Nesse ano de 1957, o argentino Juan Manuel Fangio ganhou o seu quinto e último título de Fórmula 1, ao volante de um Maserati. Os filmes mais badalados eram Morangos Silvestres, de Bergman, e um Rei em Nova Iorque, com Charlie Chaplin. West Side Story chegava ao palco, nos EUA, com música de Leonard Bernstein e, entretanto, em Roma, Itália, França, República Federal da Alemanha, Bélgica, Holanda e Luxemburgo assinaram o tratado que fundou a Comunidade Económica Europeia.
O velho Fiat 500, criado pelo genial engenheiro Dante Giacosa, era demasiado lento para um mundo que já então começava a mudar depressa?
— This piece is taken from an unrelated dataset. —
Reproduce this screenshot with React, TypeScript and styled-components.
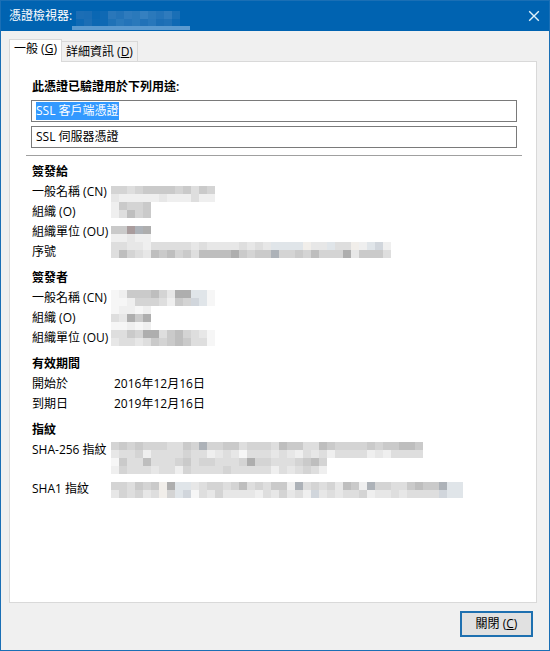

Talvez. Mas, desse modo, os italianos tiveram tempo suficiente para começar a apreciar o carrinho que simbolizou o boom do pós-guerra. Tinha até aquele pormenor de abrir as portas no sentido contrário ao do vento, o que permitia admirar as pernas das mulheres. Um manancial de memórias e capital de simpatia bem presente na memória colectiva italiana, conquistado por um simples carro, pensado para ser económico, barato e combater a supremacia das scooter Vespa e Lambretta que então se começava a fazer sentir.
Será que o novo Fiat 500 também vai ter tempo suficiente para que as pessoas aprendam a gostar realmente dele?